Foreclosure timelines continue to increase, thanks in part of the recent robosigning allegations and related moratoria, according to the September Mortgage Monitor report released by Lender Processing Services.
The average number of days mortgages are delinquent in five judicial states (New York, Florida, New Jersey, Hawaii and Maine) now exceeds 500 days.
Judicial foreclosures generally take longer to process because they are handled through the courts, and we all know how that goes…
As of the end of September, nearly a third of 90 day + delinquencies could be categorized as “extremely delinquent,” meaning the borrower hasn’t made mortgage payments for 12 months or more.
“The average days delinquent for loans in the 90-days-or-greater delinquency category is 316 days, and the average loan in foreclosure has not had a payment made in 484 days, or roughly 16 months,” LPS said in a press release.
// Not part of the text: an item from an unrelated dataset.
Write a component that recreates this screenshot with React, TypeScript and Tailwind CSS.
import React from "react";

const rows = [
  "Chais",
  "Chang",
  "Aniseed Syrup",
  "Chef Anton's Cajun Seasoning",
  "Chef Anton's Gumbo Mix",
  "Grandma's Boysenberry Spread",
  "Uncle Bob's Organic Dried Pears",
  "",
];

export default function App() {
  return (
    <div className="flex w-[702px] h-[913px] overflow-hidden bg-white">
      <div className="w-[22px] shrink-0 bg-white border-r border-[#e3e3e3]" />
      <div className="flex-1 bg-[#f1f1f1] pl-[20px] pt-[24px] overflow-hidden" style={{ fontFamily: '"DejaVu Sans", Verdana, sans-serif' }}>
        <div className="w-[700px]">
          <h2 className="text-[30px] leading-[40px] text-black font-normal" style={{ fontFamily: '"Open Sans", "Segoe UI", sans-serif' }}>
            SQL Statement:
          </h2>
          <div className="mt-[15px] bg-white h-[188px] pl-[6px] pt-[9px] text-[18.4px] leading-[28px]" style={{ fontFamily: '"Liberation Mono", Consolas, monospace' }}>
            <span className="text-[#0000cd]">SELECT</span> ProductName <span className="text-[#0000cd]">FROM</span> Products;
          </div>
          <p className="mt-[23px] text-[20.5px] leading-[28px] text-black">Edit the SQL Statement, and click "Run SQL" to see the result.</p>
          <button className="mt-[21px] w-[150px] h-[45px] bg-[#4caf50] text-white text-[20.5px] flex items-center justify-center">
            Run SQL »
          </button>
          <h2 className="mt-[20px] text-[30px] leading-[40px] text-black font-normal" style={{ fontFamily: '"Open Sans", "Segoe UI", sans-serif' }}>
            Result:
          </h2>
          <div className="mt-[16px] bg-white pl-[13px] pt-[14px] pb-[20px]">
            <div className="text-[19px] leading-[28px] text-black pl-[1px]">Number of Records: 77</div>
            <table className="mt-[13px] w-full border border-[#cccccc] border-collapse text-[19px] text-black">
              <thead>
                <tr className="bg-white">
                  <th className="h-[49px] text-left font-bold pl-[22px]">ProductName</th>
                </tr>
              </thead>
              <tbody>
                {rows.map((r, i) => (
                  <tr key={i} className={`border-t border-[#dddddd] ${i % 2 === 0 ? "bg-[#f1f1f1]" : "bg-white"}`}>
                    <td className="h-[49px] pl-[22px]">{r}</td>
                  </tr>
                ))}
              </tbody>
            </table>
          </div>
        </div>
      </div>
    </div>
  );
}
Clearly this is costing the banks, and once these homes are lost, the shadow inventory will be that much bigger, and home prices will come under even more downward pressure.
Last month, 275,000 loans started foreclosure, but delinquencies fell 7.8 percent from a year earlier.
And 1.13 million loans that were current at the beginning of the year are now at least 60 days delinquent or in foreclosure.
Nationwide, more than 4.3 million loans are at least 90 days delinquent or in foreclosure.